For an analytics product, that could become:
Keep our dashboard unchanged. Adapt the selected bento reference’s reflow and camera tracking as the metrics appear. Slow down when the revenue chart becomes readable, then accelerate into the export button.
This format protects product accuracy while giving the agent enough motion direction to make a deliberate edit.
Build a demo around one visual argument
Animation cannot rescue a demo that tries to explain every feature. Decide what the viewer should understand by the end, then choose motion that reinforces that point.
A focused structure for a SaaS product demo is:
- Show the problem in one visual beat.
- Introduce the product action that changes the situation.
- Move through the proof: the generated result, dashboard change, or completed workflow.
- Hold long enough for the result to register.
- Transition into one next action.
The animation reference should strengthen this progression. A path move can connect the workflow. A mask can prove the change. A camera push can mark the moment of value. A physical settle can give the result weight.
Choose the story first, then use the animation template to make that story easier to feel and remember.
Start with one feature and one reference
Open a product video in Studio and choose the feature with the clearest visual change.

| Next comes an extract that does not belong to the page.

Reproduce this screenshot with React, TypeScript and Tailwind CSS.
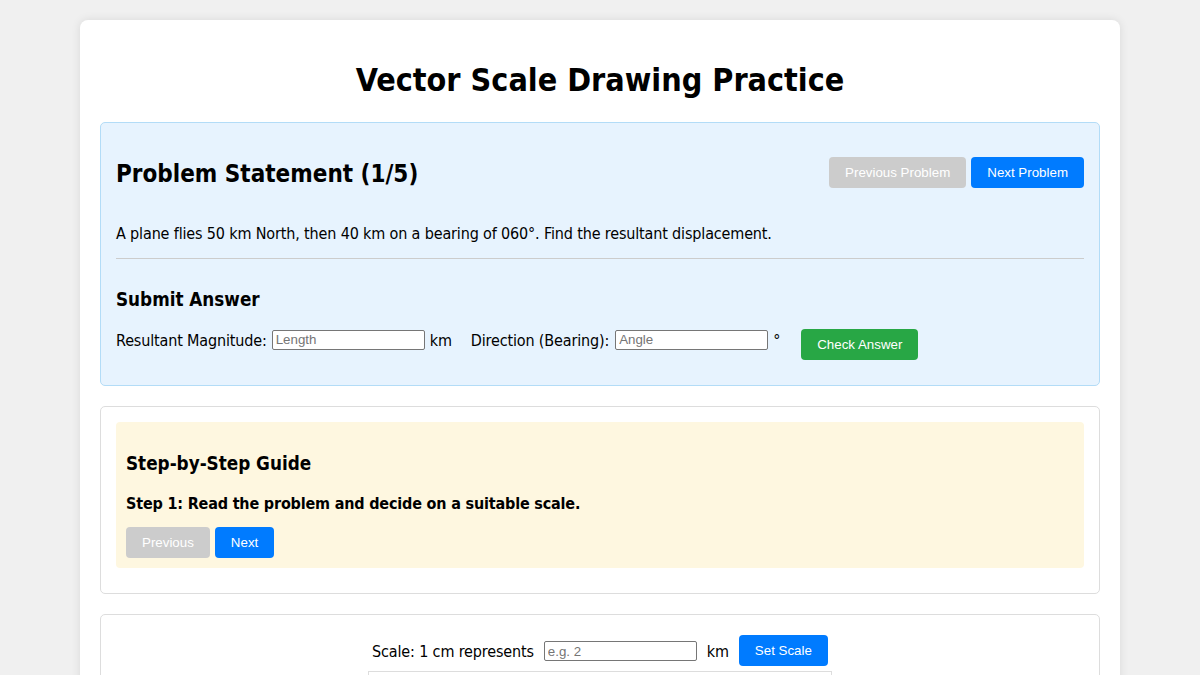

Select one animation whose movement fits that change. Then ask Poko to adapt a named behavior while preserving your product UI.
Once the first pass works, add a second reference only if another scene needs a genuinely different motion idea. That sequence keeps your demo coherent and makes each iteration easy to judge.
Kushal Poddar
Kushal Poddar writes about AI video workflows, product storytelling, and turning existing materials into polished motion videos with Poko Motion.
FAQs
Poko Animation templates are motion references for the Poko video agent. The agent studies their timing, easing, camera movement, transitions, sequencing, and physical behavior, then adapts those principles to your product video. They are not rigid layouts that replace your interface. Your real UI, branding, copy, and assets remain the source of truth unless you explicitly ask the agent to borrow a visual treatment.